From: Bruno Wolff III <bruno(at)wolff(dot)to>
To: Greg Stark <gsstark(at)mit(dot)edu>
Cc: Tom Lane <tgl(at)sss(dot)pgh(dot)pa(dot)us>, Kevin Brown <kevin(at)sysexperts(dot)com>, "'pgsql-hackers(at)postgresql(dot)org'" <pgsql-hackers(at)postgresql(dot)org>
Subject: Re: [PERFORM] not using index for select min(...)
Date: 2003-02-02 02:41:56
Message-ID: 20030202024156.GA3353@wolff.to
Views: Raw Message | Whole Thread | Download mbox | Resend email
Lists: pgsql-hackers pgsql-performance

On Sat, Feb 01, 2003 at 15:21:24 -0500,
Greg Stark <gsstark(at)mit(dot)edu> wrote:
> Tom Lane <tgl(at)sss(dot)pgh(dot)pa(dot)us> writes:
>
> That just means you need some way for aggregates to declare which records they
> need. The only values that seem like they would be useful would be "first
> record" "last record" and "all records". Possibly something like "all-nonnull
> records" for things like count(), but that might be harder.

I don't see how this is going to be all that useful for aggregates in general.
min and max are special and it is unlikely that you are going to get much
speed up for general aggregate functions. For the case where you really
only need to scan a part of the data (say skipping nulls when nearly all
of the entries are null), a DBA can add an appropiate partial index and
where clause.

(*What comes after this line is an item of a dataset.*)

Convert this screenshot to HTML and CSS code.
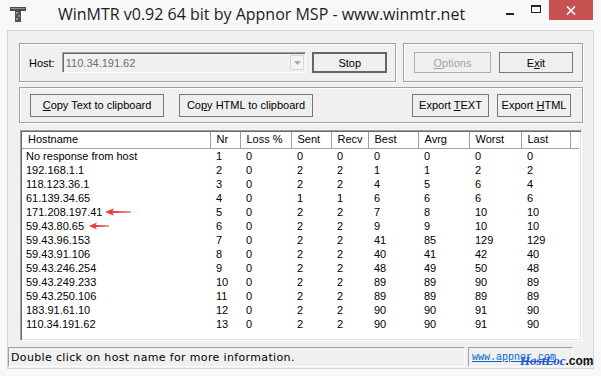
FILE: index.html
```html
<!DOCTYPE html>
<html lang="en">
<head>
  <meta charset="UTF-8">
  <title>WinMTR v0.92 64 bit by Appnor MSP - www.winmtr.net</title>
  <link rel="stylesheet" href="styles.css">
</head>
<body>

<div class="window">
  <div class="titlebar">
    <svg class="app-icon" width="16" height="15" viewBox="0 0 16 15">
      <rect x="0" y="0" width="16" height="4" fill="#4a4a4a"/>
      <rect x="1" y="1" width="14" height="1" fill="#8a8a8a"/>
      <rect x="3" y="1" width="2" height="1" fill="#c98a9a"/>
      <rect x="5" y="4" width="6" height="11" fill="#505050"/>
      <rect x="6" y="5" width="2" height="2" fill="#9a9a9a"/>
      <rect x="8" y="8" width="2" height="2" fill="#8c8c8c"/>
      <rect x="6" y="11" width="2" height="2" fill="#9a9a9a"/>
    </svg>
    <div class="title">WinMTR v0.92 64 bit by Appnor MSP - www.winmtr.net</div>
    <div class="caption">
      <div class="cap-btn"><span class="glyph-min"></span></div>
      <div class="cap-btn"><span class="glyph-max"></span></div>
      <div class="cap-btn close">
        <svg width="10" height="9" viewBox="0 0 10 9"><path d="M1 0.5 L9 8.5 M9 0.5 L1 8.5" stroke="#fff" stroke-width="1.6"/></svg>
      </div>
    </div>
  </div>

  <div class="client">
    <div class="row-top">
      <div class="group host-group">
        <span class="host-label">Host:</span>
        <div class="combo">
          <span class="combo-text">110.34.191.62</span>
          <span class="combo-drop"><svg width="7" height="4" viewBox="0 0 7 4"><path d="M0 0 H7 L3.5 4 Z" fill="#a8a8a8"/></svg></span>
        </div>
        <button class="btn btn-default btn-stop">Stop</button>
      </div>
      <div class="group option-group">
        <button class="btn btn-disabled btn-77"><u>O</u>ptions</button>
        <button class="btn btn-74">E<u>x</u>it</button>
      </div>
    </div>

    <div class="group copy-group">
      <button class="btn btn-copy"><u>C</u>opy Text to clipboard</button>
      <button class="btn btn-copy">Co<u>p</u>y HTML to clipboard</button>
      <span class="spacer"></span>
      <button class="btn btn-77">Export <u>T</u>EXT</button>
      <button class="btn btn-74">Export <u>H</u>TML</button>
    </div>

    <div class="list">
      <table class="report">
        <colgroup>
          <col class="c-host"><col class="c-nr"><col class="c-loss"><col class="c-sent"><col class="c-recv">
          <col class="c-best"><col class="c-avrg"><col class="c-worst"><col class="c-last"><col>
        </colgroup>
        <thead>
          <tr><th>Hostname</th><th>Nr</th><th>Loss %</th><th>Sent</th><th>Recv</th><th>Best</th><th>Avrg</th><th>Worst</th><th>Last</th><th></th></tr>
        </thead>
        <tbody>
          <tr><td>No response from host</td><td>1</td><td>0</td><td>0</td><td>0</td><td>0</td><td>0</td><td>0</td><td>0</td><td></td></tr>
          <tr><td>192.168.1.1</td><td>2</td><td>0</td><td>2</td><td>2</td><td>1</td><td>1</td><td>2</td><td>2</td><td></td></tr>
          <tr><td>118.123.36.1</td><td>3</td><td>0</td><td>2</td><td>2</td><td>4</td><td>5</td><td>6</td><td>4</td><td></td></tr>
          <tr><td>61.139.34.65</td><td>4</td><td>0</td><td>1</td><td>1</td><td>6</td><td>6</td><td>6</td><td>6</td><td></td></tr>
          <tr><td>171.208.197.41</td><td>5</td><td>0</td><td>2</td><td>2</td><td>7</td><td>8</td><td>10</td><td>10</td><td></td></tr>
          <tr><td>59.43.80.65</td><td>6</td><td>0</td><td>2</td><td>2</td><td>9</td><td>9</td><td>10</td><td>10</td><td></td></tr>
          <tr><td>59.43.96.153</td><td>7</td><td>0</td><td>2</td><td>2</td><td>41</td><td>85</td><td>129</td><td>129</td><td></td></tr>
          <tr><td>59.43.91.106</td><td>8</td><td>0</td><td>2</td><td>2</td><td>40</td><td>41</td><td>42</td><td>40</td><td></td></tr>
          <tr><td>59.43.246.254</td><td>9</td><td>0</td><td>2</td><td>2</td><td>48</td><td>49</td><td>50</td><td>48</td><td></td></tr>
          <tr><td>59.43.249.233</td><td>10</td><td>0</td><td>2</td><td>2</td><td>89</td><td>89</td><td>90</td><td>89</td><td></td></tr>
          <tr><td>59.43.250.106</td><td>11</td><td>0</td><td>2</td><td>2</td><td>89</td><td>89</td><td>89</td><td>89</td><td></td></tr>
          <tr><td>183.91.61.10</td><td>12</td><td>0</td><td>2</td><td>2</td><td>90</td><td>90</td><td>91</td><td>90</td><td></td></tr>
          <tr><td>110.34.191.62</td><td>13</td><td>0</td><td>2</td><td>2</td><td>90</td><td>90</td><td>91</td><td>90</td><td></td></tr>
        </tbody>
      </table>
      <svg class="arrow arrow-1" width="26" height="8" viewBox="0 0 26 8"><path d="M0 4 L9 0.3 L7.5 3 L26 3.5 L26 4.5 L7.5 5 L9 7.7 Z" fill="#ec3b3b"/></svg>
      <svg class="arrow arrow-2" width="20" height="8" viewBox="0 0 20 8"><path d="M0 4 L8 0.5 L6.5 3 L20 3.5 L20 4.5 L6.5 5 L8 7.5 Z" fill="#ec3b3b"/></svg>
    </div>

    <div class="statusbar">
      <div class="panel panel-text">Double click on host name for more information.</div>
      <div class="panel panel-link"><span class="link">www.appnor.com</span></div>
      <svg class="grip" width="11" height="11" viewBox="0 0 11 11">
        <path d="M10 2 L2 10 M10 5 L5 10 M10 8 L8 10" stroke="#a0a0a0" stroke-width="1"/>
      </svg>
      <span class="watermark"><span class="wm-host">HostLoc</span><span class="wm-com">.com</span></span>
    </div>
  </div>
</div>

</body>
</html>
```

FILE: styles.css
```css
body {
  margin: 0;
  background-color: #f7f7f7;
}

.window {
  width: 601px;
  height: 376px;
  display: flex;
  flex-direction: column;
  background-color: #f8f8f8;
  font-family: "Liberation Sans", Arial, sans-serif;
  font-size: 11px;
  color: #000;
}

/* title bar */
.titlebar {
  height: 30px;
  display: flex;
  align-items: flex-start;
  flex-shrink: 0;
}

.app-icon {
  margin: 7px 0 0 10px;
}

.title {
  flex: 1;
  text-align: center;
  font-family: "Open Sans", "Noto Sans", sans-serif;
  font-size: 16px;
  line-height: 30px;
  color: #1c1c1c;
  margin-top: -1px;
}

.caption {
  display: flex;
  margin-right: 8px;
}

.cap-btn {
  width: 26px;
  height: 20px;
  display: flex;
  align-items: center;
  justify-content: center;
}

.cap-btn.close {
  width: 44px;
  background-color: #c75050;
}

.glyph-min {
  width: 8px;
  height: 2px;
  background-color: #222;
  margin-top: 8px;
}

.glyph-max {
  width: 8px;
  height: 5px;
  border: 1px solid #222;
  border-top-width: 2px;
  margin-top: -3px;
}

/* client area */
.client {
  flex: 1;
  margin: 0 7px 7px 7px;
  border: 1px solid #d6d6d6;
  background-color: #f0f0f0;
  display: flex;
  flex-direction: column;
}

.group {
  border: 1px solid #a0a0a0;
  box-shadow: inset 1px 1px 0 #fff, 1px 1px 0 #fff;
  box-sizing: border-box;
  display: flex;
  align-items: center;
}

.row-top {
  display: flex;
  gap: 7px;
  margin: 12px 10px 0 11px;
  height: 39px;
}

.host-group {
  width: 377px;
  padding: 0 8px 0 9px;
}

.host-label {
  width: 33px;
}

.combo {
  width: 246px;
  height: 21px;
  box-sizing: border-box;
  border: 1px solid #a0a0a0;
  border-right-color: #fff;
  border-bottom-color: #fff;
  box-shadow: inset 1px 1px 0 #696969;
  display: flex;
  align-items: center;
  margin-right: 6px;
}

.combo-text {
  flex: 1;
  padding-left: 3px;
  color: #6d6d6d;
}

.combo-drop {
  width: 14px;
  height: 15px;
  margin-right: 1px;
  box-sizing: border-box;
  border: 1px solid #d6d6d6;
  background-color: #f4f4f4;
  display: flex;
  align-items: center;
  justify-content: center;
}

.btn {
  height: 21px;
  box-sizing: border-box;
  border: 1px solid #777;
  background-color: #efefef;
  font-family: "Liberation Sans", Arial, sans-serif;
  font-size: 11px;
  color: #000;
  padding: 0;
  margin: 0;
}

.btn-default {
  border: 2px solid #666;
}

.btn-stop {
  width: 75px;
}

.btn-disabled {
  border-color: #adadad;
  color: #a3a3a3;
}

.btn-77 {
  width: 77px;
}

.btn-74 {
  width: 74px;
}

.option-group {
  flex: 1;
  padding-left: 10px;
  gap: 8px;
}

.copy-group {
  margin: 5px 10px 0 11px;
  height: 36px;
  padding: 0 11px 0 10px;
  gap: 8px;
}

.copy-group .btn {
  height: 23px;
}

.btn-copy {
  width: 134px;
}

.btn-copy + .btn-copy {
  margin-left: 7px;
}

.spacer {
  flex: 1;
}

/* report list */
.list {
  position: relative;
  margin: 7px 11px 0 12px;
  height: 211px;
  box-sizing: border-box;
  border: 1px solid #a0a0a0;
  border-right-color: #fff;
  border-bottom-color: #fff;
  box-shadow: inset 1px 1px 0 #696969, inset -1px -1px 0 #e3e3e3;
  background-color: #fff;
  padding: 1px 2px 0 1px;
  overflow: hidden;
}

.report {
  width: 100%;
  table-layout: fixed;
  border-collapse: collapse;
}

.c-host { width: 188px; }
.c-nr { width: 30px; }
.c-loss { width: 51px; }
.c-sent { width: 40px; }
.c-recv { width: 37px; }
.c-best { width: 50px; }
.c-avrg { width: 51px; }
.c-worst { width: 52px; }
.c-last { width: 49px; }

.report th {
  height: 16px;
  padding: 0 0 0 6px;
  font-weight: normal;
  text-align: left;
  border-right: 1px solid #a0a0a0;
  border-bottom: 1px solid #a0a0a0;
  box-sizing: border-box;
  white-space: nowrap;
  overflow: hidden;
  line-height: 15px;
}

.report th:last-child {
  border-right: none;
}

.report td {
  height: 14px;
  padding: 0 0 0 6px;
  line-height: 14px;
  white-space: nowrap;
  overflow: hidden;
}

.report td:first-child {
  padding-left: 4px;
}

.arrow {
  position: absolute;
}

.arrow-1 {
  left: 84px;
  top: 77px;
}

.arrow-2 {
  left: 68px;
  top: 91px;
}

/* status bar */
.statusbar {
  position: relative;
  margin-top: 6px;
  height: 20px;
  display: flex;
  gap: 3px;
}

.panel {
  box-sizing: border-box;
  height: 20px;
  border: 1px solid #a0a0a0;
  border-right-color: #fff;
  border-bottom-color: #fff;
  display: flex;
  align-items: center;
}

.panel-text {
  width: 457px;
  padding-left: 2px;
  font-family: "DejaVu Sans", Tahoma, sans-serif;
  font-size: 11px;
  letter-spacing: 0.35px;
}

.panel-link {
  width: 105px;
  padding-left: 3px;
}

.link {
  font-family: "Liberation Mono", monospace;
  font-size: 10px;
  color: #0066cc;
  text-decoration: underline;
}

.grip {
  align-self: flex-end;
  margin-left: 6px;
}

.watermark {
  position: absolute;
  left: 512px;
  top: 7px;
  white-space: nowrap;
  line-height: 13px;
}

.wm-host {
  font-family: "Liberation Serif", serif;
  font-style: italic;
  font-weight: bold;
  font-size: 13px;
  color: #1f55d8;
}

.wm-com {
  font-family: "Liberation Sans", Arial, sans-serif;
  font-weight: bold;
  font-size: 12px;
  color: #111;
}
```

This will probably happen infrequently enough that adding
special checks for this aren't going to pay off.

For min and max, it seems to me that putting special code to detect these
functions and replace them with equivalent subselects in the case where
an index exists (since a sort is worse than a linear scan) is a possible
long term solution to make porting easier.

In the short term education is the answer. At least the documentation of the
min and max functions and the FAQ, and the section with performance tips
should recommend the alternative form if there is an appropiate index.